While there are some in the Pentagon and industry who believe that the NDAA does more harm than good, the failure of the NDAA process would be catastrophic. The NDAA is one of the last remaining relics of bipartisan consensus and is perhaps the last bill, the last legislative process, that still actually works. It is the example of what regular legislative order in Congress looked like before power was increasingly concentrated in the hands of party leadership.
The NDAA process is remarkable because it has delivered a law on an annual basis since 1962 — year in and year out. It works despite the peculiar rules and culture of both the House and the Senate, and it not only respects the role of the minority in both chambers, but also actively encourages their participation in the final negotiated outcome. Not everyone gets what they want, but the process works and it works on a bipartisan basis.
The hardest part each year occurs on the Senate floor. The working rule of thumb has been that the NDAA requires at least three weeks of Senate floor time where at least 200 amendments will be filed and nearly half of them will be cleared and accepted into the bill – mostly by unanimous consent, but a handful requiring a vote. The compromise necessary to clear amendments provides the impetus for both sides of the aisle to push the bill over the finish line, as nearly every Senator then has some stake in the bill.
To be successful each year, both parties must address on the Senate floor several difficult and controversial topics they’d rather avoid [sexual assaults in the military was this year’s biggest hurdle — The Editor]. These are the shoals that the NDAA crashed upon. It is obvious that Senate leadership did not want to have those debates. But if not now, when? Iran sanctions, sexual assault, and health care are this year’s most controversial issues, but in past years, similar controversial issues both within and outside the jurisdiction of the SASC have been successfully addressed in the bill on the floor of the Senate. Not having these debates merely delays the inevitable and likely sentences other legislation to meet a similar fate as the NDAA.

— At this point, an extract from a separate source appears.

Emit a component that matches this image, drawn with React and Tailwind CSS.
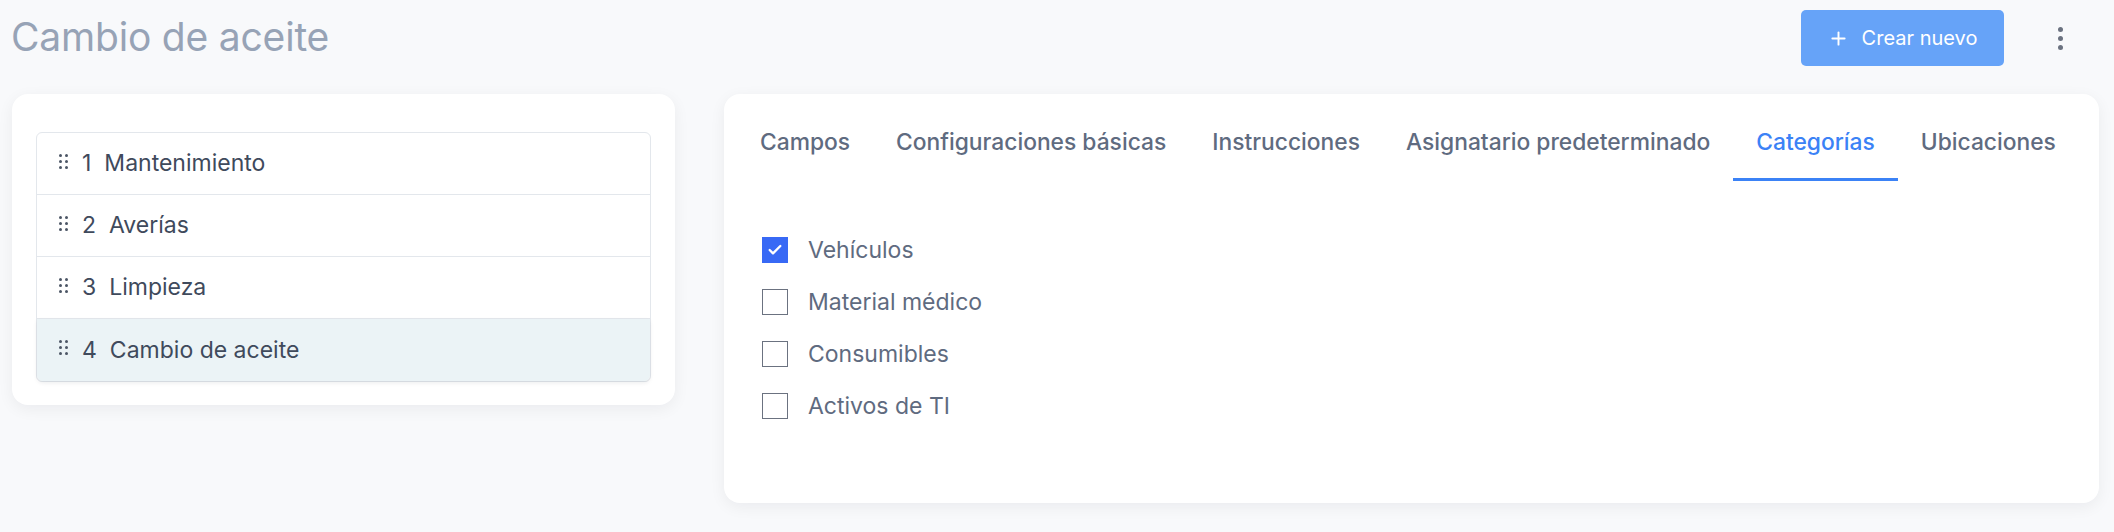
import { Check, Plus } from 'lucide-react';

const steps = [
    { n: 1, label: 'Mantenimiento' },
    { n: 2, label: 'Averías' },
    { n: 3, label: 'Limpieza' },
    { n: 4, label: 'Cambio de aceite', active: true },
];

const tabs = ['Campos', 'Configuraciones básicas', 'Instrucciones', 'Asignatario predeterminado', 'Categorías', 'Ubicaciones'];

const categories = [
    { label: 'Vehículos', checked: true },
    { label: 'Material médico' },
    { label: 'Consumibles' },
    { label: 'Activos de TI' },
];

function DragHandle() {
    return (
        <div className="grid grid-cols-2 gap-x-[3px] gap-y-[3px] w-[9px] -mt-[5px]">
            {[0, 1, 2, 3, 4, 5].map((i) => (
                <span key={i} className="w-[3px] h-[3px] rounded-full bg-[#4b5565]" />
            ))}
        </div>
    );
}

export default function App() {
    return (
        <div className="min-h-screen bg-[#f8f9fb] font-['Inter',sans-serif] pb-10">
            {/* Header */}
            <div className="h-[76px] flex items-center justify-between pl-[11px] pr-[34px]">
                <h1 className="text-[39px] font-normal text-[#97a3b6] tracking-[-0.2px] leading-none -mt-[3px]">Cambio de aceite</h1>
                <div className="flex items-center gap-[36px]">
                    <button className="h-[56px] w-[203px] rounded-[5px] bg-[#66a3f8] text-white flex items-center justify-center gap-[13px] text-[20px]">
                        <Plus size={21} strokeWidth={2.2} />
                        <span>Crear nuevo</span>
                    </button>
                    <div className="w-[40px] flex flex-col items-center gap-[4px]">
                        <span className="w-[5px] h-[5px] rounded-full bg-[#6b7280]" />
                        <span className="w-[5px] h-[5px] rounded-full bg-[#6b7280]" />
                        <span className="w-[5px] h-[5px] rounded-full bg-[#6b7280]" />
                    </div>
                </div>
            </div>

            <div className="mt-[18px] pl-[12px] pr-[15px] flex items-start gap-[49px]">
                {/* Steps card */}
                <div className="w-[663px] shrink-0 rounded-[16px] bg-white shadow-[0_4px_16px_rgba(15,23,42,0.06)] pt-[38px] px-[24px] pb-[23px]">
                    <div className="rounded-[6px] border border-[#e3e7ec]">
                        {steps.map((s) => (
                            <div
                                key={s.n}
                                className={`h-[62px] flex items-center pl-[22px] text-[23px] text-[#3f4a5c] ${s.n !== 4 ? 'border-b border-[#e3e7ec]' : ''} ${s.active ? 'bg-[#ebf3f6] shadow-[0_2px_4px_rgba(15,23,42,0.08)] rounded-b-[6px]' : ''}`}
                            >
                                <DragHandle />
                                <span className="ml-[14px]">{s.n}</span>
                                <span className="ml-[13px]">{s.label}</span>
                            </div>
                        ))}
                    </div>
                </div>

                {/* Settings card */}
                <div className="flex-1 min-w-0 h-[409px] rounded-[16px] bg-white shadow-[0_4px_16px_rgba(15,23,42,0.06)] pt-[34px] px-[13px]">
                    <div className="flex">
                        {tabs.map((t) => (
                            <div
                                key={t}
                                className={`shrink-0 whitespace-nowrap px-[23px] pb-[22px] border-b-[3px] text-[22.8px] font-medium leading-[28px] ${t === 'Categorías' ? 'border-[#3b82f6] text-[#3b82f6]' : 'border-transparent text-[#5f6b80]'}`}
                            >
                                {t}
                            </div>
                        ))}
                    </div>

                    <div className="mt-[56px] pl-[25px] flex flex-col gap-[26px]">
                        {categories.map((c) => (
                            <label key={c.label} className="flex items-center gap-[20px] text-[23px] leading-[26px] text-[#5f6b80]">
                                {c.checked ? (
                                    <span className="w-[26px] h-[26px] bg-[#3869f5] flex items-center justify-center">
                                        <Check size={16} strokeWidth={3.5} className="text-white" />
                                    </span>
                                ) : (
                                    <span className="w-[26px] h-[26px] border-[1.5px] border-[#6b7280] bg-white" />
                                )}
                                <span>{c.label}</span>
                            </label>
                        ))}
                    </div>
                </div>
            </div>
        </div>
    );
}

It is understandable why the HASC and SASC went to Plan B to pass the bill. The NDAA is the mechanism for the Congress to provide oversight of and guidance to the defense community. In additional to reauthorizing expiring authorities, there is now a need for new legislation to streamline business practices to enable to the Pentagon to operate under more stringent budgets. This legislation is never perfect, and it is essential to fix past mistakes and update the law to meet new and changing national security circumstances. Only an annual authorization process allows that type of incremental oversight and reassessment to happen.
Over the last several decades, this kind of Congressional oversight has become an anomaly, as most authorization committees were unable to pass annual authorization legislation and became increasingly irrelevant. The defense bill was left as the last policy bill that was successfully completed each year. As such, the NDAA enjoyed the status of a “must pass” bill along with the individual appropriations bills. In recent years, however, even the appropriations bills have had trouble moving off the Senate floor unless tied together in an omnibus package or contained in a continuing resolution brokered by leadership at the last minute in emergency session.
Sensing what it would do to the remaining ability of the Senate to pass legislation like the NDAA, it should come as no surprise that of the three Democrats who voted against the “nuclear option” last month, one was the chairman of SASC. Senator Levin continues in the tradition of long-serving SASC Chairmen to include Senators Russell, Stennis, Nunn, Goldwater, and Warner who understood the importance of Senate rules and process and the need to address minority views and rights to successfully enact legislation each year. Today, Senators Levin and Inhofe cannot be accused of throwing their party’s principles overboard, but they do know how to cut a bipartisan deal when national security is involved. That art is becoming increasingly lost in Congress.
In today’s environment, the one way left to cut that deal is to bypass the need for the passage of a Senate unique bill. Over the years, the HASC and SASC have been able to continuously pull a rabbit out of the hat to maintain the relevancy of the committees and address the needs of U.S. servicemen and women. The current agreement while necessary is however a regretful partial solution that does not bode well for the future of the committees or the legislative process. It also still has to be tested on the Senate floor. A unanimous consent agreement will likely be needed in the Senate and it seems premature to assume that those who were unwilling to give their agreement to passage of the bill this week will somehow give their agreement now. The informal “conference” agreement while important may not yet be the end of the saga for this year.
The NDAA process offers one of the last models of forging bipartisan consensus and can serve as a beacon to guide the Congress if it ever decides to return to regular order and reestablish relevancy for both the appropriations and authorizations processes. It could serve as a beacon to guide the Congress if it ever decides to return to regular order and thus reestablish relevancy for both the appropriations and authorizations processes in 2015 and beyond.